Faire appliquer la loi
Il a vraiment fallu attendre les violences à Tunis contre des Subsahariens suite à un match de football entre la Tunisie et la Guinée équatoriale, en 2015, pour qu’une prise de conscience s’amorce. D’autres incidents, dont l’attaque au couteau de trois étudiants ressortissants de la République démocratique du Congo (RDC) au cœur de Tunis, en décembre 2016, ont accéléré la réflexion sur une nécessaire riposte législative.
« Le combat a vraiment décollé après la vague d’agressions contre les Subsahariens, relève Mme Pouessel. Il était plus facile de dénoncer des actes visant des Noirs étrangers. » C’est d’ailleurs au lendemain de l’agression contre les trois Congolais que le chef de gouvernement, Youssef Chahed, a appelé à adopter une loi pénalisant le racisme. Mais, aux yeux des militants associatifs, ce n’est qu’un début. « Si on veut éradiquer le racisme en Tunisie, on ne le fera pas avec une simple loi, avertit Saadia Mosbah, Noire tunisienne, présidente de l’association M’nemty. Il va falloir que l’Etat s’implique. »
Le plus dur sera de faire appliquer les nouvelles dispositions. Mme Mosbah connaît la difficulté de la tâche. En novembre 2015, une altercation l’avait opposée à un pompiste de Tunis à qui elle avait demandé de gonfler ses pneus. « Je ne vais pas gonfler les pneus d’une wsif », avait objecté l’employé de la station-service. La dispute verbale dégénérera en agression physique, Mme Mosbah et son fils se retrouvant tabassés par trois pompistes. Les deux victimes, qui ont dû recevoir des soins à l’hôpital, ont porté plainte, mais la procédure s’est enlisée pour prendre une tournure singulière.
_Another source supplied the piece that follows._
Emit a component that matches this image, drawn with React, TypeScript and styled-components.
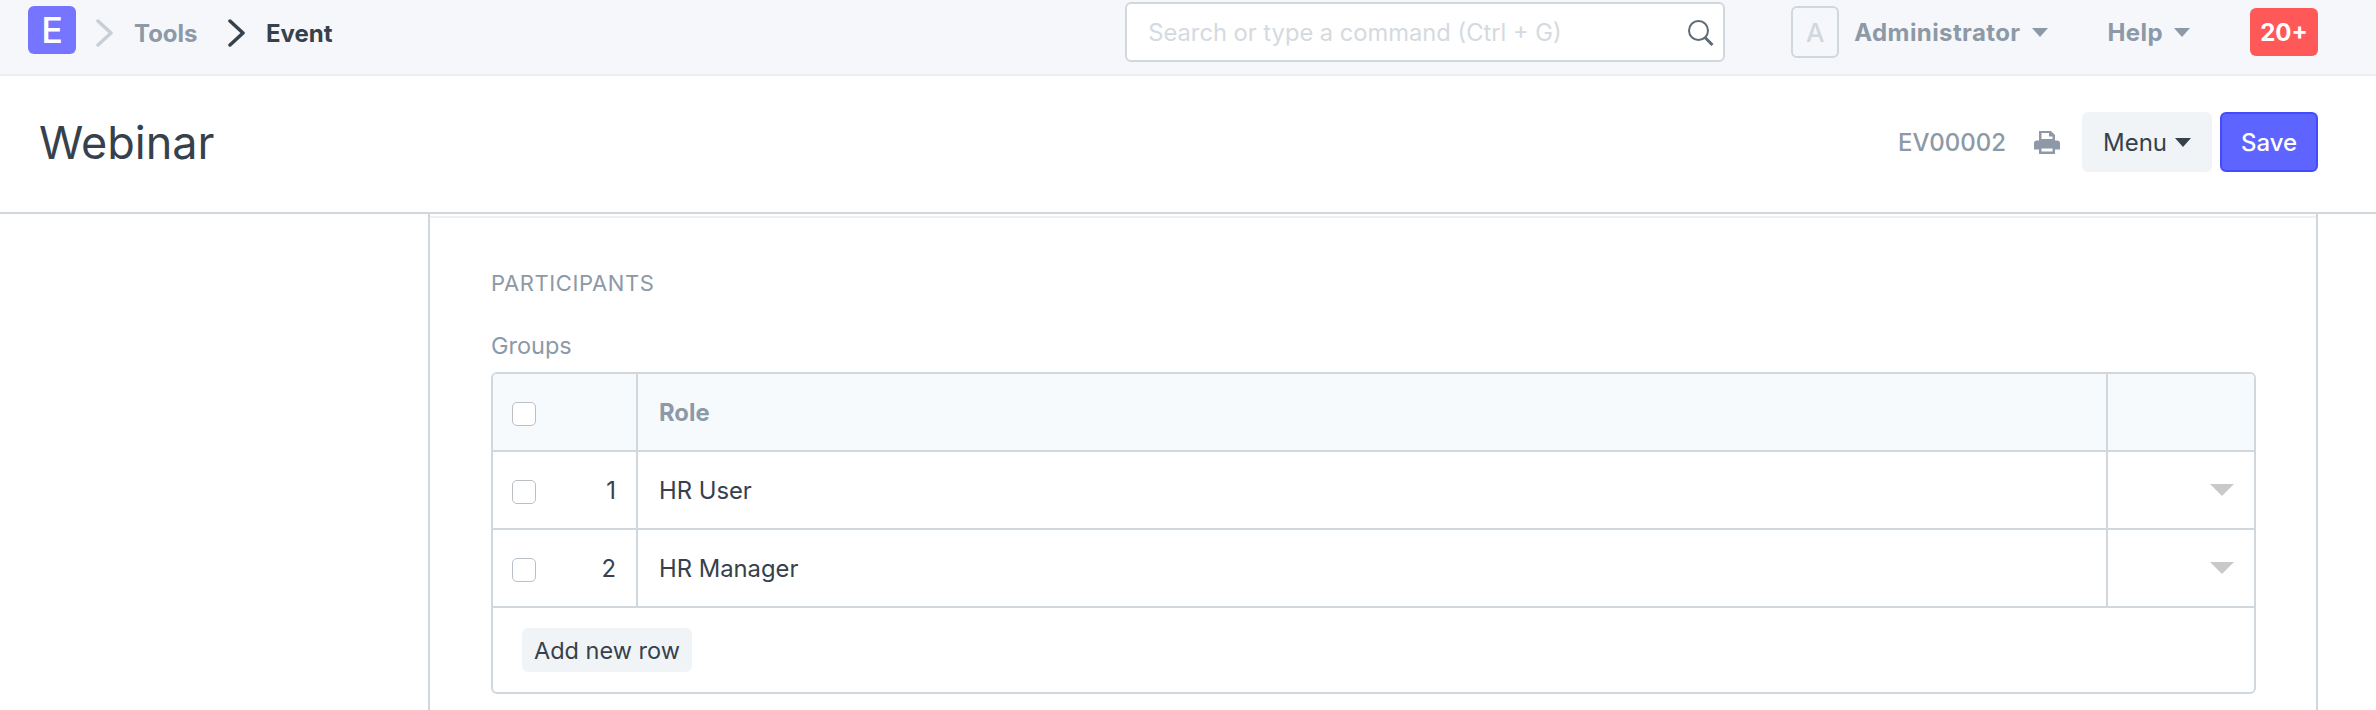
import * as React from "react";
import styled, { createGlobalStyle } from "styled-components";

const BORD = "#d1d8dd";
const PALE = "#8d99a6";
const TEXTE = "#36414c";

const Global = createGlobalStyle`
  html, body { margin: 0; padding: 0; background: #fff; }
  body { font-family: Inter, "Liberation Sans", sans-serif; color: ${TEXTE}; overflow: hidden; }
  * { box-sizing: border-box; }
`;

const Page = styled.div`
  width: 2376px;
  height: 710px;
  overflow: hidden;
  background: #fff;
`;

const Navbar = styled.nav`
  height: 76px;
  background: #f5f7fa;
  border-bottom: 2px solid #ebeef2;
  display: flex;
  align-items: flex-start;
  padding: 0 58px 0 28px;
`;

const Logo = styled.div`
  width: 48px;
  height: 48px;
  margin: 6px 20px 0 0;
  border-radius: 6px;
  background: #7575ff;
  color: #fff;
  font-size: 36px;
  font-weight: 500;
  display: flex;
  align-items: center;
  justify-content: center;
`;

const Crumb = styled.div<{ $actif?: boolean; $largeur: number }>`
  height: 66px;
  width: ${(p) => p.$largeur}px;
  display: flex;
  align-items: center;
  font-size: 24px;
  font-weight: 700;
  color: ${(p) => (p.$actif ? TEXTE : PALE)};
  svg { margin-right: 21px; flex: none; }
`;

const Search = styled.div`
  margin-left: auto;
  width: 600px;
  height: 60px;
  margin-top: 2px;
  background: #fff;
  border: 2px solid ${BORD};
  border-radius: 6px;
  display: flex;
  align-items: center;
  justify-content: space-between;
  padding: 0 9px 0 21px;
  font-size: 23.7px;
  color: #d4dae0;
`;

const Avatar = styled.div`
  width: 48px;
  height: 52px;
  margin: 6px 15px 0 66px;
  border: 2px solid ${BORD};
  border-radius: 6px;
  color: #d1d8dd;
  font-size: 26px;
  font-weight: 500;
  display: flex;
  align-items: center;
  justify-content: center;
`;

const NavLink = styled.div`
  height: 64px;
  margin-right: 60px;
  display: flex;
  align-items: center;
  gap: 11px;
  font-size: 24px;
  font-weight: 700;
  letter-spacing: 0.4px;
  color: ${PALE};
  white-space: nowrap;
`;

const Caret = styled.span<{ $couleur: string }>`
  width: 0;
  height: 0;
  border-left: 8px solid transparent;
  border-right: 8px solid transparent;
  border-top: 9px solid ${(p) => p.$couleur};
`;

const Badge = styled.div`
  width: 68px;
  height: 48px;
  margin-top: 8px;
  border-radius: 6px;
  background: #ff5858;
  color: #fff;
  font-size: 24px;
  font-weight: 700;
  display: flex;
  align-items: center;
  justify-content: center;
`;

const PageHead = styled.header`
  height: 138px;
  border-bottom: 2px solid ${BORD};
  display: flex;
  align-items: center;
  padding: 0 58px 4px 39px;
`;

const Title = styled.h1`
  margin: 0 auto 0 0;
  font-size: 45px;
  font-weight: 400;
  color: ${TEXTE};
`;

const DocName = styled.span`
  font-size: 24px;
  font-weight: 500;
  color: ${PALE};
  margin-right: 28px;
`;

const Bouton = styled.div<{ $primaire?: boolean; $largeur: number }>`
  width: ${(p) => p.$largeur}px;
  height: 60px;
  border-radius: 6px;
  display: flex;
  align-items: center;
  justify-content: center;
  gap: 8px;
  font-size: 24px;
  font-weight: ${(p) => (p.$primaire ? 500 : 400)};
  color: ${(p) => (p.$primaire ? "#fff" : TEXTE)};
  background: ${(p) => (p.$primaire ? "#5e64ff" : "#f0f4f7")};
  border: 2px solid ${(p) => (p.$primaire ? "#444bff" : "#f0f4f7")};
`;

const PrintIcon = styled.svg`
  margin-right: 22px;
  fill: ${PALE};
`;

const Actions = styled.div`
  display: flex;
  gap: 8px;
`;

const Card = styled.section`
  margin: 0 58px 0 428px;
  height: 496px;
  border-left: 2px solid ${BORD};
  border-right: 2px solid ${BORD};
  padding-top: 2px;
`;

const CardBody = styled.div`
  border-top: 2px solid #eef1f4;
  padding: 51px 60px 0 61px;
`;

const SectionHead = styled.h2`
  margin: 0 0 35px;
  font-size: 22px;
  line-height: 28px;
  font-weight: 400;
  letter-spacing: 0.6px;
  color: ${PALE};
`;

const Label = styled.div`
  font-size: 23.5px;
  line-height: 28px;
  color: ${PALE};
  margin-bottom: 12px;
`;

const Grille = styled.div`
  border: 2px solid ${BORD};
  border-radius: 6px;
  height: 322px;
  overflow: hidden;
`;

const Ligne = styled.div<{ $entete?: boolean }>`
  display: grid;
  grid-template-columns: 145px 1470px 1fr;
  height: 78px;
  border-bottom: 2px solid ${BORD};
  background: ${(p) => (p.$entete ? "#f7fafc" : "#fff")};
  align-items: stretch;
`;

const Cellule = styled.div<{ $gauche: number }>`
  display: flex;
  align-items: center;
  padding: 0 20px 0 ${(p) => p.$gauche}px;
  border-right: 2px solid ${BORD};
  font-size: 23.8px;
  &:last-child { border-right: 0; justify-content: flex-end; }
`;

const Case = styled.span`
  width: 24px;
  height: 24px;
  border: 1.5px solid #b8bfc6;
  border-radius: 5px;
  background: #fff;
  margin-right: auto;
  margin-top: 4px;
`;

const EnteteRole = styled.span`
  font-weight: 700;
  color: ${PALE};
`;

const Triangle = styled.span`
  width: 0;
  height: 0;
  border-left: 12px solid transparent;
  border-right: 12px solid transparent;
  border-top: 12px solid #c9c9c9;
`;

const PiedGrille = styled.div`
  padding: 20px 0 0 29px;
`;

const BoutonAjout = styled.div`
  display: inline-flex;
  align-items: center;
  justify-content: center;
  width: 170px;
  height: 44px;
  border-radius: 6px;
  background: #f0f4f7;
  font-size: 23.5px;
  color: ${TEXTE};
`;

const Chevron = ({ couleur }: { couleur: string }) => (
  <svg width="17" height="28" viewBox="0 0 17 28" fill="none">
    <path d="M2 2l13 12L2 26" stroke={couleur} strokeWidth="3.5" strokeLinecap="round" strokeLinejoin="round" />
  </svg>
);

const lignes = [
  { n: 1, role: "HR User" },
  { n: 2, role: "HR Manager" },
];

export default function App() {
  return (
    <Page>
      <Global />
      <Navbar>
        <Logo>E</Logo>
        <Crumb $largeur={132}>
          <Chevron couleur="#c8cfd6" />
          Tools
        </Crumb>
        <Crumb $largeur={120} $actif>
          <Chevron couleur={TEXTE} />
          Event
        </Crumb>
        <Search>
          Search or type a command (Ctrl + G)
          <svg width="27" height="27" viewBox="0 0 27 27" fill="none">
            <circle cx="11.5" cy="11.5" r="9.5" stroke="#5f6b76" strokeWidth="2" />
            <path d="M18 18.5l7.5 7.5" stroke="#5f6b76" strokeWidth="3" />
          </svg>
        </Search>
        <Avatar>A</Avatar>
        <NavLink>
          Administrator <Caret $couleur={PALE} />
        </NavLink>
        <NavLink>
          Help <Caret $couleur={PALE} />
        </NavLink>
        <Badge>20+</Badge>
      </Navbar>
      <PageHead>
        <Title>Webinar</Title>
        <DocName>EV00002</DocName>
        <PrintIcon width="26" height="24" viewBox="0 0 26 24">
          <path d="M5 1h12l4 4v6H5zM7.5 3v6h11V6.500h-3.500V3z" />
          <path d="M3 10.500h20a3 3 0 0 1 3 3v6h-5V24H5v-4.500H0v-6a3 3 0 0 1 3-3zm4.500 8v3h11v-3z" />
        </PrintIcon>
        <Actions>
          <Bouton $largeur={130}>
            Menu <Caret $couleur={TEXTE} />
          </Bouton>
          <Bouton $largeur={98} $primaire>
            Save
          </Bouton>
        </Actions>
      </PageHead>
      <Card>
        <CardBody>
          <SectionHead>PARTICIPANTS</SectionHead>
          <Label>Groups</Label>
          <Grille>
            <Ligne $entete>
              <Cellule $gauche={19}>
                <Case />
              </Cellule>
              <Cellule $gauche={21}>
                <EnteteRole>Role</EnteteRole>
              </Cellule>
              <Cellule $gauche={20} />
            </Ligne>
            {lignes.map((l) => (
              <Ligne key={l.n}>
                <Cellule $gauche={19}>
                  <Case />
                  {l.n}
                </Cellule>
                <Cellule $gauche={21}>{l.role}</Cellule>
                <Cellule $gauche={20}>
                  <Triangle />
                </Cellule>
              </Ligne>
            ))}
            <PiedGrille>
              <BoutonAjout>Add new row</BoutonAjout>
            </PiedGrille>
          </Grille>
        </CardBody>
      </Card>
    </Page>
  );
}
Manque de visibilité politique
Un an et demi plus tard, Mme Mosbah reçoit un avis du tribunal l’informant qu’elle doit payer une amende de 301 dinars pour coups et blessures prétendument infligés à l’employé. Ou comment l’agressé se retrouve agresseur. Mme Mosbah se bat désormais pour faire casser ce jugement. Hôtesse de l’air sur la compagnie nationale Tunisair, elle n’est pas du genre à se laisser intimider. Mais la majorité des Noirs tunisiens, habitués à rester discrets, ne font pas montre de la même combativité. « Ils sont encore les spectateurs d’une scène sur lesquels ils hésitent à monter », résume Mme Mosbah.
D’où le nouvel enjeu qui mobilise désormais les militants associatifs : arracher plus de visibilité politique et sociale pour les Noirs tunisiens. Jamila Ksiksi, la députée qui a activement défendu le projet de loi, est la seule élue noire au Parlement. Depuis Taïeb Sahbani, secrétaire d’Etat aux affaires étrangères en 1986-1987, aucun Noir n’a jamais été ministre à Tunis. Les Noirs sont aussi absents de la scène médiatique tunisienne. « La loi du 9 octobre n’est qu’une première pierre », annonce Mme Mosbah.